Items from a data source
■ ■ ■ ■ ■

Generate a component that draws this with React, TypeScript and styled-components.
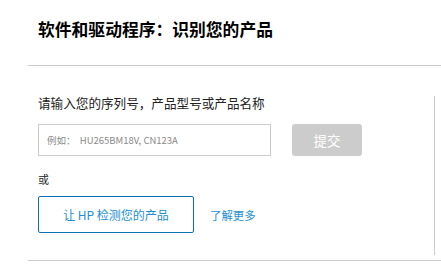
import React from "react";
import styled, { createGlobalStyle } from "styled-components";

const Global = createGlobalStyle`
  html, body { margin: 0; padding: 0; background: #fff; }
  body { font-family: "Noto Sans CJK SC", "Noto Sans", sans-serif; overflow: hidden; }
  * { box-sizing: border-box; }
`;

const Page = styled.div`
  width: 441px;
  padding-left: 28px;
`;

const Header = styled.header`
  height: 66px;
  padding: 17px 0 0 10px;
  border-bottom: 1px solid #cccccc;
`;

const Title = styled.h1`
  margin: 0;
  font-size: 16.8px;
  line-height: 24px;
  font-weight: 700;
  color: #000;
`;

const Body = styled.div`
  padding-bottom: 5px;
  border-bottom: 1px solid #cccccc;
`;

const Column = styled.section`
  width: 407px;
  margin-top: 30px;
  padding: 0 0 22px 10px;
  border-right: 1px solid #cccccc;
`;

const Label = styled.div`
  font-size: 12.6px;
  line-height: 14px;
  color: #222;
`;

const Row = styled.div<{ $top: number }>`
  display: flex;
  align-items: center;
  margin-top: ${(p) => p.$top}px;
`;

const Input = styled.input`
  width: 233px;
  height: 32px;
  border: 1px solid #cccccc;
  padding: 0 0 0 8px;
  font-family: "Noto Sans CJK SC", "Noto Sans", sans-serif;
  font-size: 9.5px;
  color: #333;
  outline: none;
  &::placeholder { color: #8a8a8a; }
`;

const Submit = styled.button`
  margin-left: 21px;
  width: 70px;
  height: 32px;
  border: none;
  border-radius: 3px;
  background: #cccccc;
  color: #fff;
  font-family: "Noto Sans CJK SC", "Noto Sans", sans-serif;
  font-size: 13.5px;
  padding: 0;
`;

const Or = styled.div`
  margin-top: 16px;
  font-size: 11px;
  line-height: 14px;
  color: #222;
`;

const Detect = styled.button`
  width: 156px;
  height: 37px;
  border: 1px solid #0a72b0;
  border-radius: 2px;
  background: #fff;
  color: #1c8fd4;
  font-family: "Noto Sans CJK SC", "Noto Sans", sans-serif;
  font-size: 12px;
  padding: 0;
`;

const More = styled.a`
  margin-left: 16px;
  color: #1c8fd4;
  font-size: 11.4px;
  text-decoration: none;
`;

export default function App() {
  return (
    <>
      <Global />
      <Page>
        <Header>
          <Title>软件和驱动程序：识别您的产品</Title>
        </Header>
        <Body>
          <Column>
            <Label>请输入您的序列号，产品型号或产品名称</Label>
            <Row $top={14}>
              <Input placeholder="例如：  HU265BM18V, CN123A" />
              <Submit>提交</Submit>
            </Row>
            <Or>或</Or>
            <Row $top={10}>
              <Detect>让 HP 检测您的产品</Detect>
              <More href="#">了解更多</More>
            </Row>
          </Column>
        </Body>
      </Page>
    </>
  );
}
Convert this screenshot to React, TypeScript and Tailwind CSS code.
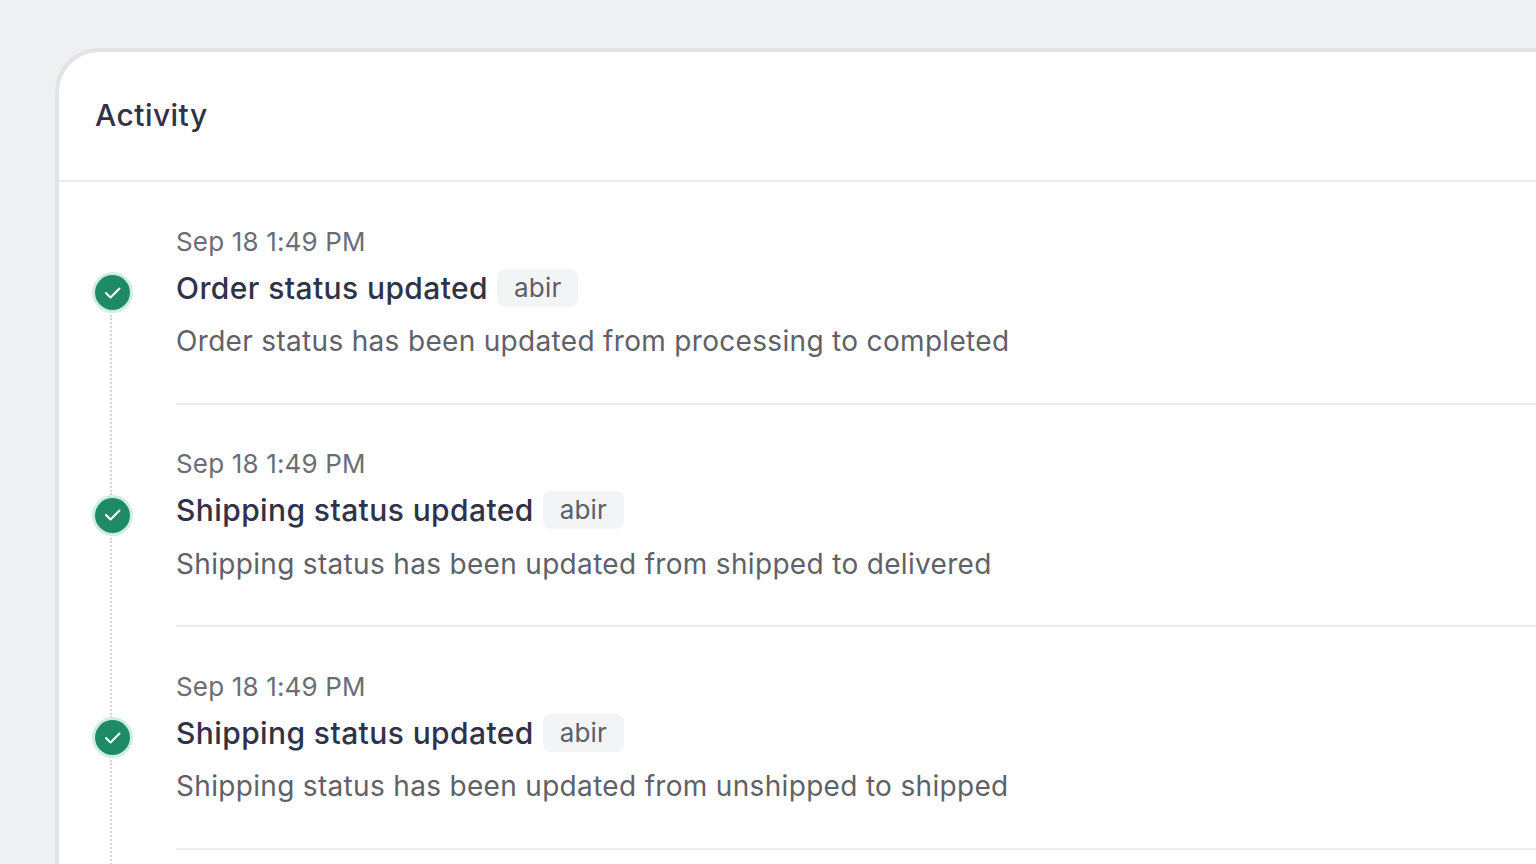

■ ■ ■ ■ ■

» TASK DETAILS: Copy out every line of the listing that contains the string "this".

» TASK OUTPUT:
Generate a component that draws this with React, TypeScript and styled-components.
Convert this screenshot to React, TypeScript and Tailwind CSS code.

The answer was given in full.